A C corporation makes its own profits and losses, and then it may or may not offer its shareholders dividends. The C corporation is an entity that has funds, then can choose to disperse them or not.

In the C corporation case, the C corporation makes a profit, then pays taxes on that profit. If it chooses to pay dividends, then the dividend recipients pay taxes on those dividends.

In the S corporation case, there is never a situation in which the corporation has funds and then disperses them to shareholders. The structure is considerably different.

If you don't see that difference, then what do you think is the difference between the S and C corporation?

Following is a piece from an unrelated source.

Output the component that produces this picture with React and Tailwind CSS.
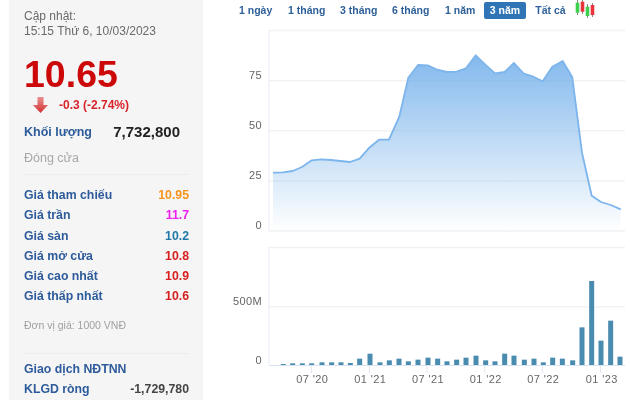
const ff = { fontFamily: '"Liberation Sans", Arial, sans-serif' };

const rows = [
  ["Giá tham chiếu", "10.95", "text-[#f7941d]"],
  ["Giá trần", "11.7", "text-[#f01ff0]"],
  ["Giá sàn", "10.2", "text-[#1f78a8]"],
  ["Giá mở cửa", "10.8", "text-[#d81e1e]"],
  ["Giá cao nhất", "10.9", "text-[#d81e1e]"],
  ["Giá thấp nhất", "10.6", "text-[#d81e1e]"],
];
const tabs = [
  ["1 ngày", "w-[33px] mr-[16px]"],
  ["1 tháng", "w-[36px] mr-[16px]"],
  ["3 tháng", "w-[37px] mr-[15px]"],
  ["6 tháng", "w-[37px] mr-[16px]"],
  ["1 năm", "w-[30px] mr-[9px]"],
];

const line = [[273,172.7],[283,172.3],[292.7,171],[302,167],[311.7,160.3],[321,159.3],[330.7,160],[340.3,161],[350,162],[359.7,158.7],[369.3,147.7],[379,139.7],[389,139.7],[399.3,116.7],[408.3,77.7],[418,65],[427.7,65.3],[437.3,69.7],[447,72],[456.7,71.7],[466,68.3],[475.7,55.3],[485.3,64.7],[495,73.3],[504.7,72],[514,63],[523.7,73.7],[533.3,76.7],[542.7,81.3],[552.3,66.7],[562.7,61],[572.3,77.3],[582,152.7],[591.7,195.7],[601,202],[610.7,205],[620.7,209.3]];
const linePts = line.map((p) => p.join(",")).join(" ");
const OX = 220;

const barX = [190,218,247,275,306,335,363,391,419,450,480,508,537,565,594,624,653,681,710,738,768,797,825,854,882,913,942,970,998,1027,1058,1086,1115,1143,1172,1200];
const barT = [342,340,340,340,337,337,337,339,326,311,337,331,326,334,329,323,326,334,329,323,317,331,334,311,317,329,326,337,323,326,331,232,93,272,212,320];
const ticks = [[311.3,"07 '20"],[369.3,"01 '21"],[427,"07 '21"],[484.7,"01 '22"],[542.3,"07 '22"],[600.7,"01 '23"]];

function Candles() {
  return (
    <svg width="20" height="18" viewBox="0 0 20 18" className="shrink-0 mb-[3px]">
      <path d="M2.500 0v15M7.500 0v14M12.500 4v14M17.500 3v14" stroke="#888" strokeWidth="1" />
      <rect x="0.700" y="2.700" width="3.600" height="10" fill="#3fcf4f" />
      <rect x="5.700" y="1.700" width="3.600" height="10" fill="#e8343a" />
      <rect x="10.700" y="6.700" width="3.600" height="9.300" fill="#3fcf4f" />
      <rect x="15.700" y="5" width="3.600" height="10" fill="#e8343a" />
    </svg>
  );
}

export default function App() {
  return (
    <div style={ff} className="flex w-[630px] h-[400px] overflow-hidden bg-white blur-[0.35px]">
      <aside className="ml-[9px] w-[194px] h-full shrink-0 bg-[#f5f5f5] pl-[15px] pr-[14px] pt-[9px]">
        <div className="text-[12px] leading-[15px] text-[#6a6a6a]">
          <div>Cập nhật:</div>
          <div>15:15 Thứ 6, 10/03/2023</div>
        </div>
        <div className="mt-[13px] text-[37.5px] leading-[44px] font-bold text-[#cc0808]">10.65</div>
        <div className="flex items-center h-[16px] mt-[1px] ml-[9px]">
          <svg width="15" height="16" viewBox="0 0 15 16" className="shrink-0">
            <defs>
              <linearGradient id="ar" x1="0" y1="0" x2="0" y2="1">
                <stop offset="0" stopColor="#e89090" />
                <stop offset="1" stopColor="#d32f2f" />
              </linearGradient>
            </defs>
            <path d="M4.500 0h6v8H15L7.500 16 0 8h4.500z" fill="url(#ar)" />
          </svg>
          <span className="ml-[11px] text-[12px] font-bold text-[#d9232a]">-0.3 (-2.74%)</span>
        </div>
        <div className="flex items-center justify-between h-[20px] mt-[9px] pr-[9px]">
          <span className="text-[12.5px] font-bold text-[#2d5b9b]">Khối lượng</span>
          <span className="text-[15px] font-bold text-[#222222]">7,732,800</span>
        </div>
        <div className="mt-[6px] text-[12.5px] leading-[20px] text-[#a8a8a8]">Đóng cửa</div>
        <div className="mt-[6px] h-px bg-[#ececec]" />
        <div className="mt-[10px] flex flex-col">
          {rows.map(([k, v, c]) => (
            <div key={k} className="flex items-center justify-between h-[20.3px] text-[12.3px] font-bold">
              <span className="text-[#2d5b9b]">{k}</span>
              <span className={c}>{v}</span>
            </div>
          ))}
        </div>
        <div className="mt-[11px] text-[10.5px] leading-[14px] text-[#a0a0a0]">Đơn vị giá: 1000 VNĐ</div>
        <div className="mt-[21px] h-px bg-[#ececec]" />
        <div className="mt-[5px] h-[20px] flex items-center text-[12.3px] font-bold text-[#2d5b9b]">Giao dịch NĐTNN</div>
        <div className="h-[20px] flex items-center justify-between text-[12.3px] font-bold">
          <span className="text-[#2d5b9b]">KLGD ròng</span>
          <span className="text-[#444444]">-1,729,780</span>
        </div>
      </aside>

      <main className="flex-1 min-w-0 flex flex-col">
        <nav className="h-[21px] pl-[36px] flex items-center text-[10.5px] font-bold text-[#2f6199] whitespace-nowrap">
          {tabs.map(([t, w]) => (
            <span key={t} className={`${w} text-center`}>{t}</span>
          ))}
          <span className="w-[42px] h-[17px] mr-[9px] rounded-[2px] bg-[#2f75b5] text-white flex items-center justify-center">3 năm</span>
          <span className="w-[31px] mr-[9px] text-center">Tất cả</span>
          <Candles />
        </nav>
        <svg width={427} height={379} viewBox={`${OX - 17} 21 427 379`} className="block">
          <defs>
            <linearGradient id="area" x1="0" y1="55" x2="0" y2="231" gradientUnits="userSpaceOnUse">
              <stop offset="0" stopColor="#7cb5ec" stopOpacity="0.95" />
              <stop offset="1" stopColor="#7cb5ec" stopOpacity="0" />
            </linearGradient>
          </defs>
          <g stroke="#f2f2f2" strokeWidth="1.500">
            <path d="M269 30.500H625M269 80.700H625M269 130.700H625M269 181H625M269 231H625" />
            <path d="M269 247.500H625M269 306.700H625" />
          </g>
          <path d="M269 30V231M269 247V365" stroke="#e6eefa" strokeWidth="1" fill="none" />
          <polygon points={`273,231 ${linePts} 620.700,231`} fill="url(#area)" />
          <polyline points={linePts} fill="none" stroke="#7cb5ec" strokeWidth="1.800" strokeLinejoin="round" />
          <path d="M269 365.500H625" stroke="#d9e3f2" strokeWidth="1" />
          {barX.map((x, i) => {
            const top = 250 + barT[i] / 3;
            return <rect key={i} x={220 + x / 3 - 2.5} y={top} width="5" height={365 - top} fill="#4a8bb0" />;
          })}
          {ticks.map(([x]) => (
            <path key={x} d={`M${x} 366V373`} stroke="#dfe6f2" strokeWidth="1" />
          ))}
          <g fill="#666666" fontSize="11" letterSpacing="0.4" textAnchor="end">
            <text x="262" y="79">75</text>
            <text x="262" y="129">50</text>
            <text x="262" y="179">25</text>
            <text x="262" y="229">0</text>
            <text x="262" y="305">500M</text>
            <text x="262" y="364">0</text>
          </g>
          <g fill="#666666" fontSize="11" letterSpacing="0.4" textAnchor="middle">
            {ticks.map(([x, t]) => (
              <text key={t} x={x + 1} y="383">{t}</text>
            ))}
          </g>
        </svg>
      </main>
    </div>
  );
}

You both have it partially right. Both S and C corporations can "hold assets, accrue liabilities, transfer earnings to shareholders, and insulate them from losses beyond the value of the company."

There are differences between the two types of corporations with regard to who can and can't own shares in the particular type of corporation (no foreign shareholders, other corporations, LLCs or partnerships can own S corporation shares.) There are also restrictions on how many shareholders an S corporation can have.

The main difference, however (as already mentioned) is in the tax treatment of the corporate earnings. S corporations do not pay taxes--they are "pass through" entities, just like LLCs and Partnerships are.